Neither the federal government nor the Federal Reserve can fix the U.S. financial system if its perceived legitimacy were to fail. An inflationary policy response, at that point, would only exacerbate the problems of the U.S. dollar. History may record yet again that “there is no means of avoiding the final collapse of a boom brought about by credit expansion” because the escalating moral hazard engendered by limitless bailouts is itself a cause of collapse.
When you look at history you find that essentially all financial booms and busts are associated with unusually high degrees of fraud. During a bubble, the evidence of fraud is obscured by monetary manipulation and a generally rising asset price level. Indeed, those inclined to fraud are lured into ever more aggressive forms when they sense that their activities are being ‘cloaked’ by the bubble.
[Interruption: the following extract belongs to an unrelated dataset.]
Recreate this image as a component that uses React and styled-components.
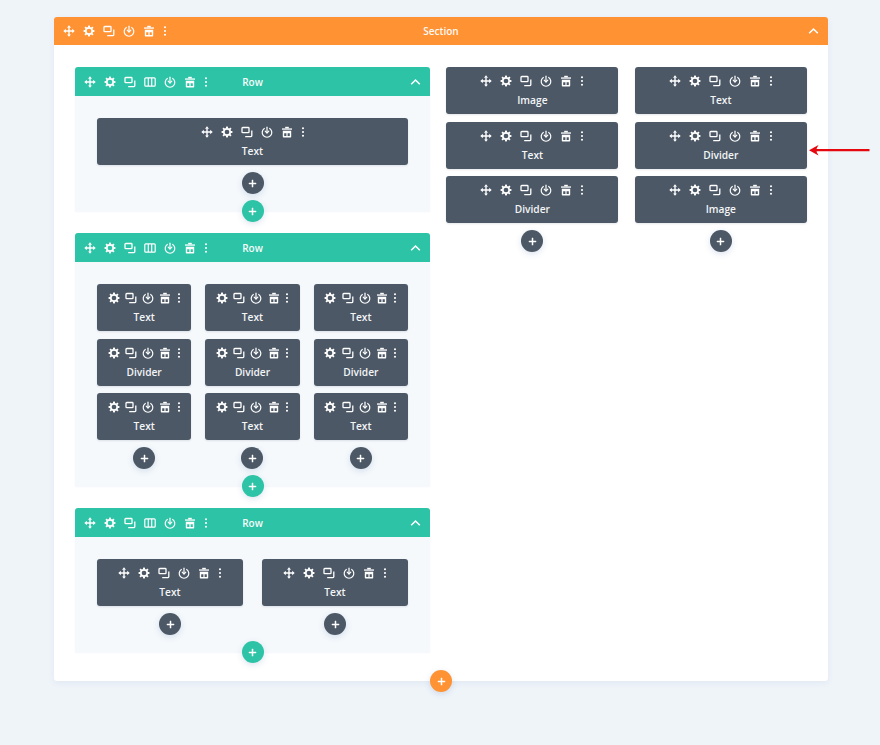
import React from "react";
import styled, { createGlobalStyle } from "styled-components";

const Global = createGlobalStyle`
  html, body { margin: 0; padding: 0; background: #eff4f9; }
  body { font-family: "Open Sans", "Noto Sans", sans-serif; overflow: hidden; }
`;

const Page = styled.div`
  position: relative;
  height: 745px;
  padding: 17px 52px 0 54px;
  box-sizing: border-box;
`;

const Section = styled.section`
  position: relative;
  background: #fff;
  border-radius: 3px;
  height: 664px;
  box-shadow: 0 2px 6px rgba(43, 87, 151, 0.07);
`;

const Bar = styled.header`
  display: grid;
  grid-template-columns: 1fr auto 1fr;
  align-items: center;
  height: ${(p) => (p.$kind === "section" ? 28 : 29)}px;
  padding: 0 9px;
  border-radius: 3px 3px 0 0;
  background: ${(p) => (p.$kind === "section" ? "#ff9233" : "#2dc3a6")};
  color: #fff;
  box-sizing: border-box;
`;

const BarTitle = styled.span`
  font-size: 10px;
  font-weight: 600;
  line-height: 1;
  color: #fff;
  opacity: 0.95;
`;

const Chevron = styled.svg`
  justify-self: end;
  width: 11px;
  height: 8px;
`;

const IconRow = styled.div`
  display: flex;
  align-items: center;
  gap: ${(p) => (p.$compact ? 5.3 : 8)}px;
`;

const Columns = styled.div`
  display: grid;
  grid-template-columns: 355px 172px 172px;
  column-gap: 16.4px;
  padding: 22px 22px 0 21px;
  align-items: start;
`;

const LeftColumn = styled.div`
  display: flex;
  flex-direction: column;
  gap: 22.5px;
`;

const Column = styled.div`
  display: flex;
  flex-direction: column;
  align-items: stretch;
`;

const ModuleStack = styled.div`
  display: flex;
  flex-direction: column;
  gap: 7.6px;
`;

const Row = styled.article`
  position: relative;
  background: #f5f9fc;
  border-radius: 3px 3px 0 0;
  box-shadow: 0 1px 2px rgba(43, 87, 151, 0.05);
`;

const RowBody = styled.div`
  display: grid;
  grid-template-columns: repeat(${(p) => p.$cols}, 1fr);
  column-gap: ${(p) => (p.$cols === 2 ? 19 : 14)}px;
  padding: 22px 22px 16.5px;
`;

const Module = styled.div`
  height: 47px;
  background: #4c5866;
  border-radius: 3px;
  display: flex;
  flex-direction: column;
  align-items: center;
  padding-top: 8px;
  box-sizing: border-box;
  box-shadow: 0 1px 2px rgba(43, 60, 90, 0.12);
`;

const ModuleLabel = styled.span`
  margin-top: 6.2px;
  font-size: 10.2px;
  line-height: 15px;
  font-weight: 600;
  color: #f3f5f7;
`;

const Plus = styled.button`
  display: flex;
  align-items: center;
  justify-content: center;
  width: 22px;
  height: 22px;
  padding: 0;
  border: 0;
  border-radius: 50%;
  background: ${(p) => p.$bg};
  box-shadow: 0 2px 6px rgba(43, 87, 151, 0.16);
`;

const DarkPlus = styled(Plus)`
  margin: 7px auto 0;
`;

const EdgePlus = styled(Plus)`
  position: absolute;
  left: 50%;
  bottom: ${(p) => p.$drop}px;
  transform: translateX(-50%);
  z-index: 2;
`;

const Annotation = styled.svg`
  position: absolute;
  left: 806px;
  top: 143px;
  width: 66px;
  height: 14px;
`;

const Move = () => (
  <svg width="12" height="12" viewBox="0 0 12 12" fill="#fff">
    <path d="M5.3 2.6h1.4v2.7h2.5V3.8L11.7 6 9.2 8.2V6.7H6.7v2.7h1.2L6 11.7 4.1 9.4h1.2V6.7H2.8v1.5L.3 6l2.5-2.2v1.5h2.5z" />
    <path d="M6 .3l2 2.5H4z" />
  </svg>
);

const Gear = () => (
  <svg width="12" height="12" viewBox="0 0 12 12">
    <circle cx="6" cy="6" r="3.2" fill="none" stroke="#fff" strokeWidth="1.7" />
    <g fill="#fff">
      <rect x="5" y="0.6" width="2" height="1.8" />
      <rect x="5" y="9.6" width="2" height="1.8" />
      <rect x="0.6" y="5" width="1.8" height="2" />
      <rect x="9.6" y="5" width="1.8" height="2" />
      <rect x="1.8" y="1.8" width="1.8" height="1.8" transform="rotate(45 2.7 2.7)" />
      <rect x="8.4" y="1.8" width="1.8" height="1.8" transform="rotate(45 9.3 2.7)" />
      <rect x="1.8" y="8.4" width="1.8" height="1.8" transform="rotate(45 2.7 9.3)" />
      <rect x="8.4" y="8.4" width="1.8" height="1.8" transform="rotate(45 9.3 9.3)" />
    </g>
  </svg>
);

const Copy = () => (
  <svg width="12" height="12" viewBox="0 0 12 12" fill="none" stroke="#fff" strokeWidth="1.3">
    <rect x="1" y="1.5" width="7" height="5.2" rx="0.8" />
    <path d="M10.8 4.4v5.4a.8.8 0 0 1-.8.8H4.2" />
  </svg>
);

const Power = () => (
  <svg width="12" height="12" viewBox="0 0 12 12" fill="none" stroke="#fff" strokeWidth="1.2" strokeLinecap="round">
    <path d="M3.3 2.5a4.8 4.8 0 1 0 5.4 0" />
    <path d="M6 1.2v5.4" />
    <path d="M4.2 5.2L6 7l1.8-1.8" strokeLinejoin="round" />
  </svg>
);

const Trash = () => (
  <svg width="12" height="12" viewBox="0 0 12 12" fill="#fff">
    <rect x="1" y="2.4" width="10" height="1.3" />
    <rect x="4.2" y="0.8" width="3.6" height="1.6" />
    <path fillRule="evenodd" d="M1.8 4.7h8.4v6a.7.7 0 0 1-.7.7h-7a.7.7 0 0 1-.7-.7zM3.2 7.2v2.8h2.2V7.2zm3.4 0v2.8h2.2V7.2z" />
  </svg>
);

const Cols = () => (
  <svg width="12" height="12" viewBox="0 0 12 12" fill="none" stroke="#fff" strokeWidth="1.2">
    <rect x="0.8" y="1.8" width="10.4" height="8.4" rx="1" />
    <path d="M4.3 2v8M7.7 2v8" />
  </svg>
);

const Dots = () => (
  <svg width="4" height="12" viewBox="0 0 4 12" fill="#fff">
    <circle cx="2" cy="2.2" r="1.05" />
    <circle cx="2" cy="6" r="1.05" />
    <circle cx="2" cy="9.8" r="1.05" />
  </svg>
);

const PlusGlyph = () => (
  <svg width="9" height="9" viewBox="0 0 9 9" fill="#fff">
    <rect x="3.75" y="0.7" width="1.5" height="7.6" rx="0.4" />
    <rect x="0.7" y="3.75" width="7.6" height="1.5" rx="0.4" />
  </svg>
);

const Tools = ({ compact, columns }) => (
  <IconRow $compact={compact}>
    {!compact && <Move />}
    <Gear />
    <Copy />
    {columns && <Cols />}
    <Power />
    <Trash />
    <Dots />
  </IconRow>
);

const ModuleCard = ({ label, compact }) => (
  <Module>
    <Tools compact={compact} />
    <ModuleLabel>{label}</ModuleLabel>
  </Module>
);

const HeaderBar = ({ kind, title }) => (
  <Bar $kind={kind}>
    <Tools columns={kind === "row"} />
    <BarTitle>{title}</BarTitle>
    <Chevron viewBox="0 0 11 8" fill="none" stroke="#fff" strokeWidth="1.6">
      <path d="M1.2 6.2L5.5 2l4.3 4.2" />
    </Chevron>
  </Bar>
);

const ModuleColumn = ({ items, compact }) => (
  <Column>
    <ModuleStack>
      {items.map((t, i) => (
        <ModuleCard key={i} label={t} compact={compact} />
      ))}
    </ModuleStack>
    <DarkPlus $bg="#4c5866"><PlusGlyph /></DarkPlus>
  </Column>
);

const BuilderRow = ({ columns, compact }) => (
  <Row>
    <HeaderBar kind="row" title="Row" />
    <RowBody $cols={columns.length}>
      {columns.map((c, i) => (
        <ModuleColumn key={i} items={c} compact={compact} />
      ))}
    </RowBody>
    <EdgePlus $bg="#2dc3a6" $drop={-11.5}><PlusGlyph /></EdgePlus>
  </Row>
);

const triple = ["Text", "Divider", "Text"];

export default function App() {
  return (
    <Page>
      <Global />
      <Section>
        <HeaderBar kind="section" title="Section" />
        <Columns>
          <LeftColumn>
            <BuilderRow columns={[["Text"]]} />
            <BuilderRow compact columns={[triple, triple, triple]} />
            <BuilderRow columns={[["Text"], ["Text"]]} />
          </LeftColumn>
          <ModuleColumn items={["Image", "Text", "Divider"]} />
          <ModuleColumn items={["Text", "Divider", "Image"]} />
        </Columns>
        <EdgePlus $bg="#ff9233" $drop={-11}><PlusGlyph /></EdgePlus>
      </Section>
      <Annotation viewBox="0 0 66 14">
        <path d="M63.5 6.1H11.5c-.8 0-1.2-.3-.6-1.2L12.5 2 3 7.2l9.5 5.2-1.6-3c-.6-.9-.2-1.2.6-1.2H63.5z" fill="#e5090f" />
      </Annotation>
    </Page>
  );
}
What does all of this mean for gold? First, a loss of confidence in the current financial paper-based system would clearly cause a rush into the alternative currencies gold and silver, obviously impacting significantly the price of gold. But from another point of view, gold and silver themselves could become part of the story of financial scandals. There is a growing stream of believers who suspect and even provide evidence of an ongoing gold and silver price manipulation in the form of suppression of the spot price. They argue that manipulation happens in the paper (futures) market and by artificially adding supply to the physical market as bullion banks lease the gold of central banks. Moreover, there is a growing belief that Central Banks’ gold reserves are not there in the quantities as reported in their bookkeeping, as described in our latest article Central Banks’ Paper Gold vs Physical Gold: Is The Dust Settling. What would happen if one or both of these assumptions prove to be true? We can guess what the impact on the price would be, but undoubtedly the awareness that gold and silver are indeed the most trusted currencies will reemerge on a very large scale.